▸ **Task details**
Drop every picture, then transcribe the remaining data exactly.
━━━ Given information ━━━
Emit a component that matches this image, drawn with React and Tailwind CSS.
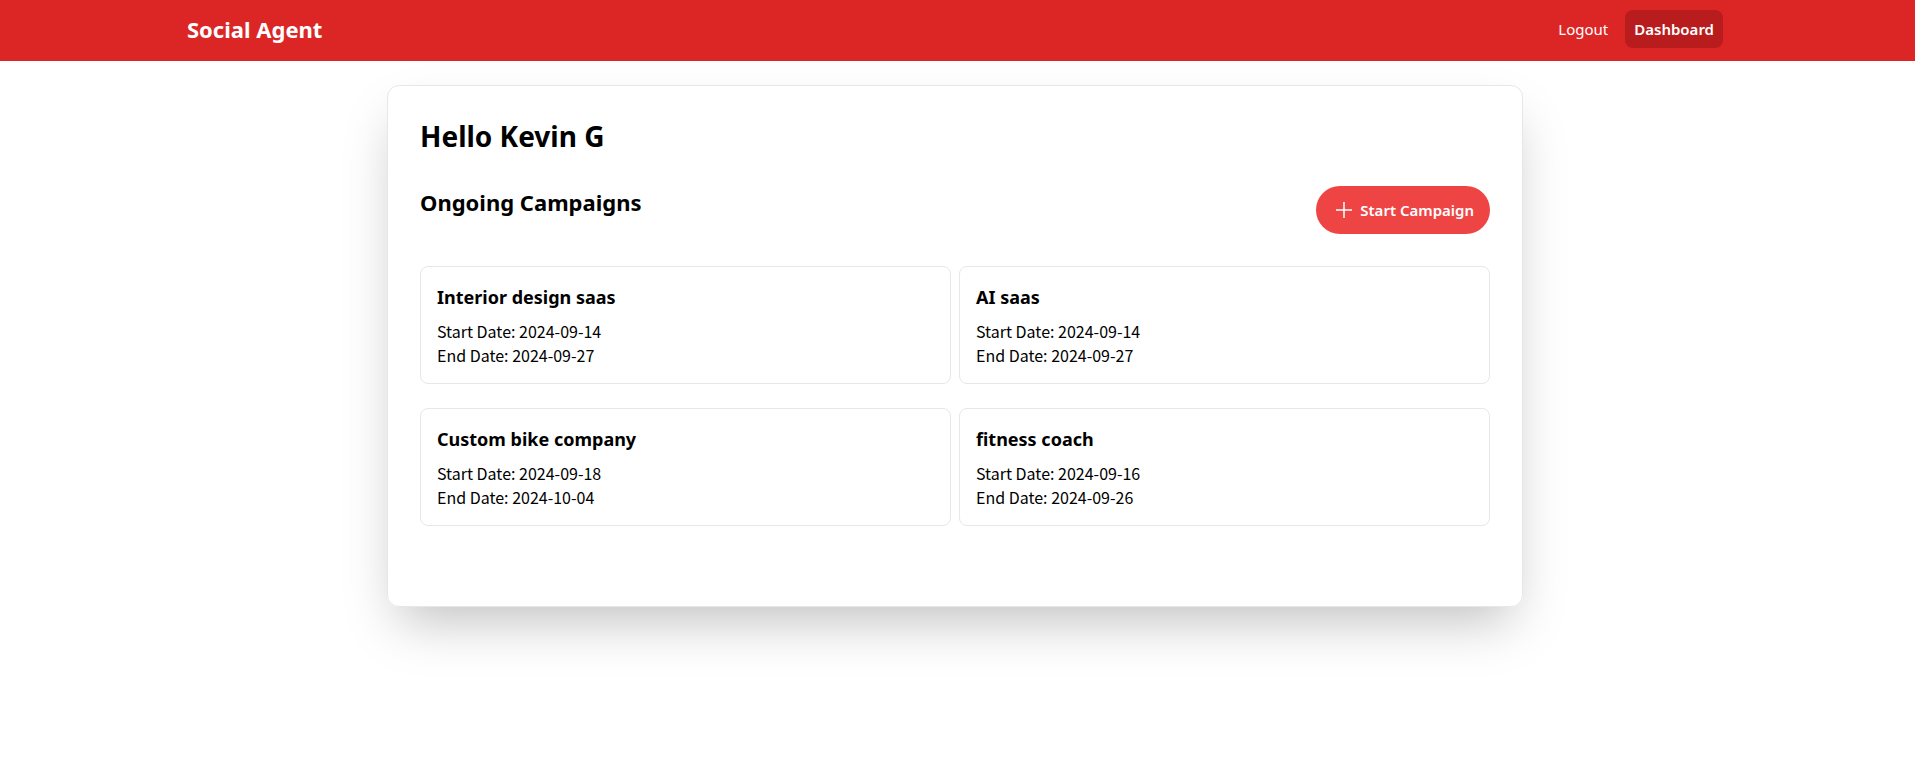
const campaigns = [
  { name: "Interior design saas", start: "2024-09-14", end: "2024-09-27" },
  { name: "AI saas", start: "2024-09-14", end: "2024-09-27" },
  { name: "Custom bike company", start: "2024-09-18", end: "2024-10-04" },
  { name: "fitness coach", start: "2024-09-16", end: "2024-09-26" },
];

function NavBar() {
  return (
    <nav className="bg-[#dc2626] pr-[5px] text-[15px] text-white">
      <div className="mx-auto flex max-w-[1536px] items-center justify-between pt-[10px] pb-[13px]">
        <a href="#home" className="text-[22px] leading-8 font-bold">
          Social Agent
        </a>
        <div className="flex items-center gap-2">
          <button type="button" className="px-[9px] py-[7px] leading-6">
            Logout
          </button>
          <a
            href="#dashboard"
            className="rounded-lg bg-[#b91c1c] px-[9px] py-[7px] leading-6 font-semibold"
          >
            Dashboard
          </a>
        </div>
      </div>
    </nav>
  );
}

function PlusIcon() {
  return (
    <svg
      viewBox="0 0 16 16"
      className="size-4"
      stroke="currentColor"
      strokeWidth="1.5"
      fill="none"
      aria-hidden="true"
    >
      <path d="M8 0v16M0 8h16" />
    </svg>
  );
}

function CampaignCard({ name, start, end }) {
  return (
    <li className="rounded-lg border border-[#e5e7eb] p-4">
      <h3 className="mb-2 text-[18px] leading-7 font-bold">{name}</h3>
      <div className="font-['Noto_Sans_CJK_SC','Noto_Sans',sans-serif] text-base leading-6">
        <p>Start Date: {start}</p>
        <p>End Date: {end}</p>
      </div>
    </li>
  );
}

export default function App() {
  return (
    <div className="min-h-screen bg-white font-['Noto_Sans',sans-serif] text-black">
      <NavBar />
      <div className="pr-[5px]">
        <main className="mx-auto mt-6 max-w-[1136px] rounded-xl border border-[#e5e7eb] p-8 pb-20 shadow-2xl">
          <h1 className="text-[28px] leading-9 font-bold">Hello Kevin G</h1>
          <div className="my-8 flex items-start justify-between">
            <h2 className="text-[22px] leading-8 font-bold">
              Ongoing Campaigns
            </h2>
            <button
              type="button"
              className="flex h-12 items-center gap-2 rounded-full bg-[#ef4444] pr-4 pl-5 text-[15px] font-semibold text-white"
            >
              <PlusIcon />
              Start Campaign
            </button>
          </div>
          <ul className="grid grid-cols-2 gap-x-2 gap-y-6">
            {campaigns.map((c) => (
              <CampaignCard key={c.name} {...c} />
            ))}
          </ul>
        </main>
      </div>
    </div>
  );
}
━━━
▸ **Expected output**
Emit a component that matches this image, drawn with React and Tailwind CSS.
const campaigns = [
  { name: "Interior design saas", start: "2024-09-14", end: "2024-09-27" },
  { name: "AI saas", start: "2024-09-14", end: "2024-09-27" },
  { name: "Custom bike company", start: "2024-09-18", end: "2024-10-04" },
  { name: "fitness coach", start: "2024-09-16", end: "2024-09-26" },
];

function NavBar() {
  return (
    <nav className="bg-[#dc2626] pr-[5px] text-[15px] text-white">
      <div className="mx-auto flex max-w-[1536px] items-center justify-between pt-[10px] pb-[13px]">
        <a href="#home" className="text-[22px] leading-8 font-bold">
          Social Agent
        </a>
        <div className="flex items-center gap-2">
          <button type="button" className="px-[9px] py-[7px] leading-6">
            Logout
          </button>
          <a
            href="#dashboard"
            className="rounded-lg bg-[#b91c1c] px-[9px] py-[7px] leading-6 font-semibold"
          >
            Dashboard
          </a>
        </div>
      </div>
    </nav>
  );
}

function PlusIcon() {
  return (
    <svg
      viewBox="0 0 16 16"
      className="size-4"
      stroke="currentColor"
      strokeWidth="1.5"
      fill="none"
      aria-hidden="true"
    >
      <path d="M8 0v16M0 8h16" />
    </svg>
  );
}

function CampaignCard({ name, start, end }) {
  return (
    <li className="rounded-lg border border-[#e5e7eb] p-4">
      <h3 className="mb-2 text-[18px] leading-7 font-bold">{name}</h3>
      <div className="font-['Noto_Sans_CJK_SC','Noto_Sans',sans-serif] text-base leading-6">
        <p>Start Date: {start}</p>
        <p>End Date: {end}</p>
      </div>
    </li>
  );
}

export default function App() {
  return (
    <div className="min-h-screen bg-white font-['Noto_Sans',sans-serif] text-black">
      <NavBar />
      <div className="pr-[5px]">
        <main className="mx-auto mt-6 max-w-[1136px] rounded-xl border border-[#e5e7eb] p-8 pb-20 shadow-2xl">
          <h1 className="text-[28px] leading-9 font-bold">Hello Kevin G</h1>
          <div className="my-8 flex items-start justify-between">
            <h2 className="text-[22px] leading-8 font-bold">
              Ongoing Campaigns
            </h2>
            <button
              type="button"
              className="flex h-12 items-center gap-2 rounded-full bg-[#ef4444] pr-4 pl-5 text-[15px] font-semibold text-white"
            >
              <PlusIcon />
              Start Campaign
            </button>
          </div>
          <ul className="grid grid-cols-2 gap-x-2 gap-y-6">
            {campaigns.map((c) => (
              <CampaignCard key={c.name} {...c} />
            ))}
          </ul>
        </main>
      </div>
    </div>
  );
}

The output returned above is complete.